The EC has attributed fully half of European productivity growth over the past 15 years to innovation in information and communications technologies. Not all of that is attributed to HPC, but as is noted by the same EC report, these cutting-edge technologies often make their way into the broader IT foodchain, and vice versa:
Advances in the area of HPC such as new computing technologies, software, energy efficiency, storage applications, etc. feed into the broader ICT industry and the consumer mass market, becoming available in households within five years of their introduction in high-end HPC. Conversely, advanced computing technologies developed for the consumer domain (e.g. energy efficient chips, graphic cards) are increasingly used in HPC.
The EC sees an opening here in the race to the exascale computing. Given that many of the technologies needed to support these exa-machines have yet to be developed, the playing field has been somewhat leveled, at least temporarily. In particular, these future systems will require components that are 100 times as energy efficient as those used in the current crop of supercomputers, and will need new programming models that can deal with millions of processing elements. To that end, the Europeans believe they can leverage their expertise in low-power computing, systems design, and integration.
The new EC plan is to devote about a quarter of the €1.2 billion to this type of R&D and in scaling up HPC software. An additional quarter of the funds is earmarked for training, especially in the area of parallel programming. The remaining half of the funds will be used to procure the HPC systems themselves.
That means about €600 million ($788 million) will be available to buy the machines, an amount roughly equal to the entire European HPC spend in 2009. That probably won’t bring it up to the level of the US, which spent an average of $979 million annually on supercomputers over last five years of the previous decade, but will put it in a much stronger number two position.
This is all certainly good news for PRACE, the Partnership of Advanced Computing in Europe, which is tasked to develop and manage a pan-European supercomputing infrastructure, as well as deliver HPC education and training. Its 24 member countries and the supercomputer centers they host are beholden to funding from the EU, and if the doubling of the money holds up, PRACE’s footprint should expand considerably.
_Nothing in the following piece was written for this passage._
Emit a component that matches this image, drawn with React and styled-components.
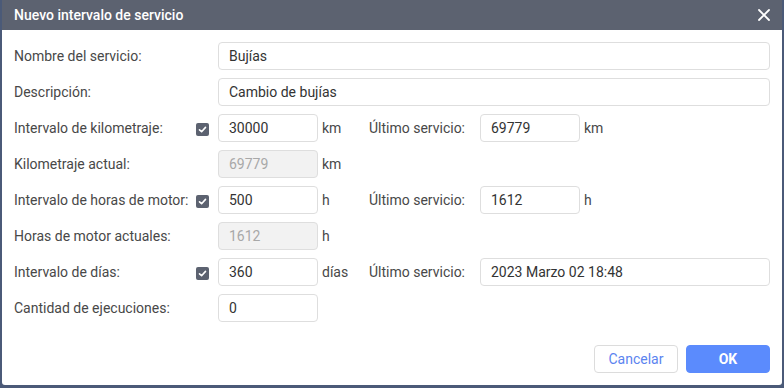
import styled, { createGlobalStyle } from "styled-components";

const GlobalStyle = createGlobalStyle`
  html, body {
    margin: 0;
    padding: 0;
    background: #4b5a78;
    font-family: Roboto, "Liberation Sans", sans-serif;
  }
`;

const rows = [
  { label: "Nombre del servicio:", value: "Bujías", wide: true },
  { label: "Descripción:", value: "Cambio de bujías", wide: true },
  {
    label: "Intervalo de kilometraje:",
    checked: true,
    value: "30000",
    unit: "km",
    last: "69779",
    lastUnit: "km",
  },
  { label: "Kilometraje actual:", value: "69779", unit: "km", disabled: true },
  {
    label: "Intervalo de horas de motor:",
    checked: true,
    value: "500",
    unit: "h",
    last: "1612",
    lastUnit: "h",
  },
  { label: "Horas de motor actuales:", value: "1612", unit: "h", disabled: true },
  {
    label: "Intervalo de días:",
    checked: true,
    value: "360",
    unit: "días",
    last: "2023 Marzo 02 18:48",
    lastWide: true,
  },
  { label: "Cantidad de ejecuciones:", value: "0" },
];

export default function App() {
  return (
    <>
      <GlobalStyle />
      <Dialog>
        <Header>
          <Title>Nuevo intervalo de servicio</Title>
          <CloseButton aria-label="Cerrar">
            <svg width="12" height="12" viewBox="0 0 12 12">
              <path
                d="M1 1L11 11M11 1L1 11"
                stroke="#fff"
                strokeWidth="1.8"
                strokeLinecap="round"
              />
            </svg>
          </CloseButton>
        </Header>
        <Body>
          {rows.map((row) => (
            <Row key={row.label}>
              <Label>{row.label}</Label>
              <CheckSlot>{row.checked && <Checkbox />}</CheckSlot>
              <Field
                $wide={row.wide}
                $disabled={row.disabled}
                readOnly
                value={row.value}
              />
              {row.unit && <Unit>{row.unit}</Unit>}
              {row.last && (
                <>
                  <LastLabel>Último servicio:</LastLabel>
                  <Field $wide={row.lastWide} readOnly value={row.last} />
                  {row.lastUnit && <Unit>{row.lastUnit}</Unit>}
                </>
              )}
            </Row>
          ))}
        </Body>
        <Footer>
          <Button>Cancelar</Button>
          <Button $primary>OK</Button>
        </Footer>
      </Dialog>
    </>
  );
}

function Checkbox() {
  return (
    <CheckBox>
      <svg width="9" height="9" viewBox="0 0 9 9">
        <path
          d="M1.5 4.8L3.6 6.7L7.5 2.4"
          fill="none"
          stroke="#fff"
          strokeWidth="1.6"
          strokeLinecap="round"
          strokeLinejoin="round"
        />
      </svg>
    </CheckBox>
  );
}

const Dialog = styled.div`
  margin: 0 2px;
  height: 385px;
  background: #fff;
  display: flex;
  flex-direction: column;
  border-radius: 0 0 3px 3px;
  overflow: hidden;
`;

const Header = styled.header`
  height: 30px;
  flex: none;
  background: #5c6270;
  display: flex;
  align-items: center;
  justify-content: space-between;
  padding: 0 8px 0 12px;
`;

const Title = styled.h1`
  margin: 0;
  font-size: 14px;
  font-weight: 500;
  color: #fff;
`;

const CloseButton = styled.button`
  all: unset;
  width: 20px;
  height: 20px;
  display: flex;
  align-items: center;
  justify-content: center;
`;

const Body = styled.main`
  display: flex;
  flex-direction: column;
  gap: 8px;
  padding: 12px 12px 0 12px;
  flex: 1;
`;

const Row = styled.div`
  display: flex;
  align-items: center;
  height: 28px;
`;

const Label = styled.span`
  width: 182px;
  flex: none;
  font-size: 14px;
  color: #484848;
  white-space: nowrap;
`;

const CheckSlot = styled.span`
  width: 13px;
  margin-right: 9px;
  flex: none;
  display: flex;
  align-items: center;
`;

const CheckBox = styled.span`
  width: 13px;
  height: 13px;
  border-radius: 2px;
  background: #5c6270;
  display: flex;
  align-items: center;
  justify-content: center;
  margin-top: 2px;
`;

const Field = styled.input`
  box-sizing: border-box;
  height: 28px;
  width: ${(p) => (p.$wide ? "auto" : "100px")};
  flex: ${(p) => (p.$wide ? "1" : "none")};
  min-width: 0;
  border: 1px solid #dedede;
  border-radius: 4px;
  padding: 0 10px;
  font-family: inherit;
  font-size: 14px;
  color: ${(p) => (p.$disabled ? "#a8a8a8" : "#333")};
  background: ${(p) => (p.$disabled ? "#f2f2f2" : "#fff")};
  outline: none;
`;

const Unit = styled.span`
  width: 47px;
  flex: none;
  padding-left: 4px;
  font-size: 14px;
  color: #484848;
`;

const LastLabel = styled.span`
  width: 111px;
  flex: none;
  font-size: 14px;
  color: #484848;
`;

const Footer = styled.footer`
  display: flex;
  justify-content: flex-end;
  gap: 8px;
  padding: 0 12px 12px 0;
`;

const Button = styled.button`
  box-sizing: border-box;
  width: 84px;
  height: 28px;
  border-radius: 4px;
  font-family: inherit;
  font-size: 14px;
  font-weight: ${(p) => (p.$primary ? 700 : 400)};
  border: 1px solid ${(p) => (p.$primary ? "#5b8bfd" : "#dcdcdc")};
  background: ${(p) => (p.$primary ? "#5b8bfd" : "#fff")};
  color: ${(p) => (p.$primary ? "#fff" : "#5b84f0")};
  cursor: pointer;
`;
The challenge for Europe is to bring the money to the table. It’s not exactly the most settled of fiscal times for the continent right now. Certainly the realization is there that HPC is an investment with a proven ROI. And since no single country in Europe is capable of keeping pace with the US (and possibly China) in this race to exascale, it makes sense for the member countries to band together. Europe may never be at the top of the heap in supercomputing, but it should certainly be among the world leaders.